I am having trouble with a practice prelim question:
If $f \in L^1(\mathbb{R})$ then $\lim_{n \rightarrow \infty} \int_n^{\infty} f(x)dx = 0$
I know that $f$ is bounded, but I am not if I should add and subtract by something convenient or if I should try something else.
On
Actually, $f$ is not necessarily bounded. $f(x)=\frac{\chi_{(0,1]}(x)}{\sqrt{x}}$ is an unbounded (Lebesgue) integrable function (its integral is $2$).

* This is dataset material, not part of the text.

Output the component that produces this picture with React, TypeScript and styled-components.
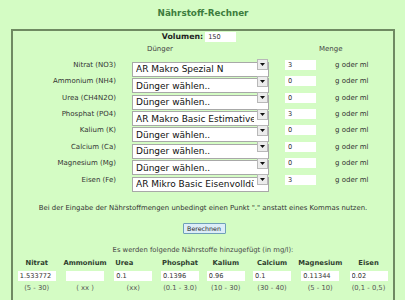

Hint: try to argue that $\int_{-\infty}^n f(x) dx$ converges to $\int_{-\infty}^\infty f(x) dx$ by using the dominated convergence theorem. Then notice that $\int_{-\infty}^\infty f(x) dx - \int_{-\infty}^n f(x) dx = \int_n^\infty f(x) dx.$
An additional hint: a nice trick in problems involving the application of some integral convergence theorem is to make the domain of all the integrals be the entire space, by multiplying by the characteristic function of the set over which you want to integrate. So for instance $\int_n^\infty f(x) dx = \int_{-\infty}^\infty f(x) \chi_{[n,\infty)}(x) dx$.
Well the part $\int_{-\infty}^nf(x)dx$ must converge to $\int_{-\infty}^{\infty}f(x)dx$ so the part $\int_n^{-\infty}f(x)dx$ must go to zero. Just write the whole integral as a sum of those two parts and take the limit.